Friedberg informed the S&C lawyer that there were “unwaivable conflicts.” However, the S&C lawyer said the conflict rules did not apply in the bankruptcy context — which Friedberg claims is false.
Furthermore, Friedberg alleged that S&C breached “ethical obligations” and overbilled while representing Alameda in its credit bid in the Voyager bankruptcy. S&C allegedly sent a bill of $6.5 million for its representation in the Voyager bankruptcy case. Friedberg asked Miller to fix the problem but Miller later authorized a payment of $2.5 million, the declaration noted.

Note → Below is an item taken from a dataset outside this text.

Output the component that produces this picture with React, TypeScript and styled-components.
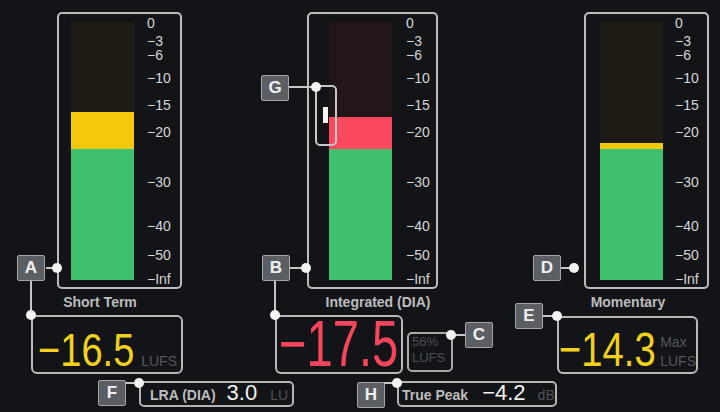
import React from "react";
import styled, { createGlobalStyle } from "styled-components";

// Types
type Segment = { color: string; height: number };

type MeterProps = {
  title: string;
  width: number;
  offset: number;
  barLeft: number;
  scaleGap: number;
  tint: string;
  titleCenter: number;
  segments: Segment[];
};

type CalloutProps = {
  letter: string;
  x: number;
  y: number;
  wires: [number, number, number, number][];
  dots: [number, number][];
};

// Palette
const GREEN = "#3fc06d";
const YELLOW = "#f5c90b";
const RED = "#fa485e";

const GlobalStyle = createGlobalStyle`
  html, body {
    margin: 0;
    padding: 0;
    background: #121418;
  }
  body {
    font-family: "Liberation Sans", Arial, sans-serif;
  }
`;

// Layout
const Screen = styled.div`
  position: relative;
  width: 720px;
  height: 412px;
  overflow: hidden;
  box-sizing: border-box;
  padding-top: 12px;
  background: #121418;
  display: flex;
  flex-direction: column;
`;

const MeterRow = styled.div`
  display: flex;
  padding-left: 57px;
`;

const MeterColumn = styled.div<{ $offset: number }>`
  display: flex;
  flex-direction: column;
  gap: 6px;
  margin-left: ${(p) => p.$offset}px;
`;

const Frame = styled.div<{ $width: number; $barLeft: number }>`
  box-sizing: border-box;
  width: ${(p) => p.$width}px;
  height: 277px;
  border: 2px solid #bcbcbc;
  border-radius: 5px;
  display: flex;
  padding: 8px 0 7px ${(p) => p.$barLeft - 2}px;
`;

const Bar = styled.div<{ $tint: string }>`
  width: 63px;
  height: 258px;
  flex-shrink: 0;
  background: ${(p) => p.$tint};
  display: flex;
  flex-direction: column;
  justify-content: flex-end;
`;

const Fill = styled.div<{ $color: string }>`
  flex-shrink: 0;
  background: ${(p) => p.$color};
`;

const Scale = styled.div<{ $gap: number }>`
  position: relative;
  flex: 1;
  margin-left: ${(p) => p.$gap}px;
`;

const Tick = styled.span`
  position: absolute;
  left: 0;
  font-size: 14px;
  line-height: 11px;
  color: #d6d6d6;
  white-space: nowrap;
`;

const MeterTitle = styled.div<{ $center: number }>`
  width: ${(p) => p.$center * 2}px;
  flex-shrink: 0;
  text-align: center;
  font-size: 14px;
  line-height: 14px;
  font-weight: 700;
  color: #bdbdbd;
  white-space: nowrap;
`;

const ValueRow = styled.div`
  display: flex;
  align-items: flex-start;
  height: 59px;
  margin-top: 6px;
`;

const ValueBox = styled.div<{
  $left: number;
  $width: number;
  $height: number;
  $top?: number;
  $padLeft: number;
  $padRight: number;
  $padBottom: number;
}>`
  box-sizing: border-box;
  flex-shrink: 0;
  display: flex;
  align-items: flex-end;
  margin-left: ${(p) => p.$left}px;
  margin-top: ${(p) => p.$top ?? 0}px;
  width: ${(p) => p.$width}px;
  height: ${(p) => p.$height}px;
  padding: 0 ${(p) => p.$padRight}px ${(p) => p.$padBottom}px
    ${(p) => p.$padLeft}px;
  border: 2px solid #b9b9b9;
  border-radius: 6px;
`;

const Reading = styled.span<{ $size: number; $scale: number; $color: string }>`
  flex: 1;
  min-width: 0;
  font-size: ${(p) => p.$size}px;
  line-height: 0.8;
  color: ${(p) => p.$color};
  white-space: nowrap;
  transform: scaleX(${(p) => p.$scale});
  transform-origin: left bottom;
`;

const Unit = styled.span`
  font-size: 14px;
  line-height: 19px;
  margin-bottom: -2px;
  color: #55585d;
  white-space: nowrap;
`;

const GateBox = styled.div`
  box-sizing: border-box;
  flex-shrink: 0;
  margin: 17px 0 0 4px;
  width: 46px;
  height: 40px;
  padding-left: 3px;
  border: 2px solid #a9a9a9;
  border-radius: 5px;
  font-size: 13px;
  line-height: 16px;
  color: #4c4f54;
`;

const BottomRow = styled.div`
  display: flex;
  margin-top: 7px;
`;

const InfoBox = styled.div<{ $left: number; $width: number; $padLeft: number }>`
  box-sizing: border-box;
  display: flex;
  align-items: baseline;
  margin-left: ${(p) => p.$left}px;
  width: ${(p) => p.$width}px;
  height: 26px;
  padding-left: ${(p) => p.$padLeft}px;
  border: 2px solid #b3b3b3;
  border-radius: 5px;
  white-space: nowrap;
`;

const InfoLabel = styled.span`
  font-size: 14px;
  font-weight: 700;
  color: #bdbdbd;
`;

const InfoValue = styled.span<{ $gap: number }>`
  margin-left: ${(p) => p.$gap}px;
  font-size: 22px;
  line-height: 20px;
  color: #f2f2f2;
`;

const InfoUnit = styled.span<{ $gap: number }>`
  margin-left: ${(p) => p.$gap}px;
  font-size: 14px;
  color: #4d5055;
`;

// Annotation overlay
const Badge = styled.div<{ $x: number; $y: number }>`
  position: absolute;
  left: ${(p) => p.$x}px;
  top: ${(p) => p.$y}px;
  box-sizing: border-box;
  width: 28px;
  height: 26px;
  display: flex;
  align-items: center;
  justify-content: center;
  background: #5b5f64;
  border: 1.5px solid #a4a6a9;
  border-radius: 2px;
  color: #f0f0f0;
  font-size: 17px;
  font-weight: 700;
`;

const Dot = styled.div<{ $x: number; $y: number }>`
  position: absolute;
  left: ${(p) => p.$x - 5}px;
  top: ${(p) => p.$y - 5}px;
  width: 10px;
  height: 10px;
  border-radius: 50%;
  background: #f3f3f3;
`;

const Wire = styled.div<{ $x: number; $y: number; $w: number; $h: number }>`
  position: absolute;
  left: ${(p) => p.$x}px;
  top: ${(p) => p.$y}px;
  width: ${(p) => p.$w}px;
  height: ${(p) => p.$h}px;
  background: #c6c6c6;
`;

const Bracket = styled.div`
  position: absolute;
  left: 315px;
  top: 85px;
  box-sizing: border-box;
  width: 22px;
  height: 61px;
  padding: 20px 0 0 6px;
  border: 2px solid #c8c8c8;
  border-radius: 5px;
`;

const RangeMarker = styled.div`
  width: 5px;
  height: 16px;
  background: #f4f4f4;
`;

// Data
const ticks: [string, number][] = [
  ["0", 1],
  ["\u22123", 19],
  ["\u22126", 33],
  ["\u221210", 56],
  ["\u221215", 83],
  ["\u221220", 110],
  ["\u221230", 160],
  ["\u221240", 204],
  ["\u221250", 233],
  ["\u2212Inf", 257],
];

const meters: MeterProps[] = [
  {
    title: "Short Term",
    width: 125,
    offset: 0,
    barLeft: 14,
    scaleGap: 13,
    tint: "#1e1c14",
    titleCenter: 43,
    segments: [
      { color: YELLOW, height: 37 },
      { color: GREEN, height: 131 },
    ],
  },
  {
    title: "Integrated (DIA)",
    width: 131,
    offset: 125,
    barLeft: 22,
    scaleGap: 14,
    tint: "#221619",
    titleCenter: 71,
    segments: [
      { color: RED, height: 32 },
      { color: GREEN, height: 131 },
    ],
  },
  {
    title: "Momentary",
    width: 125,
    offset: 135,
    barLeft: 16,
    scaleGap: 12,
    tint: "#1e1c14",
    titleCenter: 44,
    segments: [
      { color: YELLOW, height: 6 },
      { color: GREEN, height: 131 },
    ],
  },
];

const callouts: CalloutProps[] = [
  { letter: "A", x: 17, y: 255, wires: [[46, 268, 57, 268], [31, 281, 31, 315]], dots: [[57, 268], [31, 315]] },
  { letter: "B", x: 262, y: 255, wires: [[289, 268, 306, 268], [275, 281, 275, 315]], dots: [[306, 268], [275, 315]] },
  { letter: "C", x: 465, y: 322, wires: [[451, 335, 465, 335]], dots: [[451, 335]] },
  { letter: "D", x: 533, y: 255, wires: [[561, 268, 574, 268]], dots: [[574, 268]] },
  { letter: "E", x: 515, y: 303, wires: [[542, 316, 557, 316]], dots: [[557, 316]] },
  { letter: "F", x: 98, y: 380, wires: [[125, 383, 139, 383]], dots: [[139, 383]] },
  { letter: "G", x: 261, y: 75, wires: [[288, 87, 316, 87]], dots: [[316, 87]] },
  { letter: "H", x: 357, y: 382, wires: [[384, 383, 397, 383]], dots: [[397, 383]] },
];

const Meter: React.FC<MeterProps> = ({
  title,
  width,
  offset,
  barLeft,
  scaleGap,
  tint,
  titleCenter,
  segments,
}) => (
  <MeterColumn $offset={offset}>
    <Frame $width={width} $barLeft={barLeft}>
      <Bar $tint={tint}>
        {segments.map((s, i) => (
          <Fill key={i} $color={s.color} style={{ height: s.height }} />
        ))}
      </Bar>
      <Scale $gap={scaleGap}>
        {ticks.map(([label, center]) => (
          <Tick key={label} style={{ top: center - 5 }}>
            {label}
          </Tick>
        ))}
      </Scale>
    </Frame>
    <MeterTitle $center={titleCenter}>{title}</MeterTitle>
  </MeterColumn>
);

const Callout: React.FC<CalloutProps> = ({ letter, x, y, wires, dots }) => (
  <>
    {wires.map(([x1, y1, x2, y2], i) => (
      <Wire
        key={i}
        $x={Math.min(x1, x2) - (x1 === x2 ? 1 : 0)}
        $y={Math.min(y1, y2) - (y1 === y2 ? 1 : 0)}
        $w={x1 === x2 ? 2 : Math.abs(x2 - x1)}
        $h={y1 === y2 ? 2 : Math.abs(y2 - y1)}
      />
    ))}
    <Badge $x={x} $y={y}>
      {letter}
    </Badge>
    {dots.map(([dx, dy], i) => (
      <Dot key={i} $x={dx} $y={dy} />
    ))}
  </>
);

export default function App() {
  return (
    <Screen>
      <GlobalStyle />
      <MeterRow>
        {meters.map((m) => (
          <Meter key={m.title} {...m} />
        ))}
      </MeterRow>

      <ValueRow>
        <ValueBox $left={31} $width={152} $height={59} $padLeft={5} $padRight={4} $padBottom={3}>
          <Reading $size={47} $scale={0.81} $color="#f2d11e">
            {"\u221216.5"}
          </Reading>
          <Unit>LUFS</Unit>
        </ValueBox>
        <ValueBox $left={92} $width={128} $height={59} $padLeft={2} $padRight={2} $padBottom={2}>
          <Reading $size={65} $scale={0.725} $color="#f7465b">
            {"\u221217.5"}
          </Reading>
        </ValueBox>
        <GateBox>
          56%
          <br />
          LUFS
        </GateBox>
        <ValueBox $left={104} $width={141} $height={58} $top={1} $padLeft={0} $padRight={0} $padBottom={3}>
          <Reading $size={49} $scale={0.78} $color="#f2d11e">
            {"\u221214.3"}
          </Reading>
          <Unit>
            Max
            <br />
            LUFS
          </Unit>
        </ValueBox>
      </ValueRow>

      <BottomRow>
        <InfoBox $left={139} $width={155} $padLeft={9}>
          <InfoLabel>LRA (DIA)</InfoLabel>
          <InfoValue $gap={11}>3.0</InfoValue>
          <InfoUnit $gap={13}>LU</InfoUnit>
        </InfoBox>
        <InfoBox $left={103} $width={160} $padLeft={3}>
          <InfoLabel>True Peak</InfoLabel>
          <InfoValue $gap={14}>{"\u22124.2"}</InfoValue>
          <InfoUnit $gap={12}>dB</InfoUnit>
        </InfoBox>
      </BottomRow>

      <Bracket>
        <RangeMarker />
      </Bracket>
      {callouts.map((c) => (
        <Callout key={c.letter} {...c} />
      ))}
    </Screen>
  );
}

Friedberg also alleged that S&C was aiding and abetting BlockFi to violate the Securities Act while acting as BlockFi’s SEC counsel. He further claimed that S&C made several false statements and breached ethical boundaries multiple times.
What happens next
The FTX bankruptcy case will be up for hearing on Jan. 20 to discuss the retention of S&C as counsel. The SEC’s former chief of the Office of Internet Enforcement John Reed Stark said:
“If the allegations set forth in the Friedberg filing are even partially true (despite Friedberg’s obvious credibility issues), I cannot imagine any circumstance where the FTX Trustee would be allowed to engage Sullivan & Cromwell for any purpose.”
Stark added that if the allegations are confirmed to be true then:
“Certain lawyers from Sullivan & Cromwell may be called in for DOJ proffers or, if appropriate, could even face civil, regulatory or criminal liability.”
Financial services lawyer James Murphy said that if Friedberg is not present at the hearing, S&C will likely move to strike the declaration as hearsay. He added that if Friedberg shows up at court, “we could see one heck of a cross-examination confrontation.”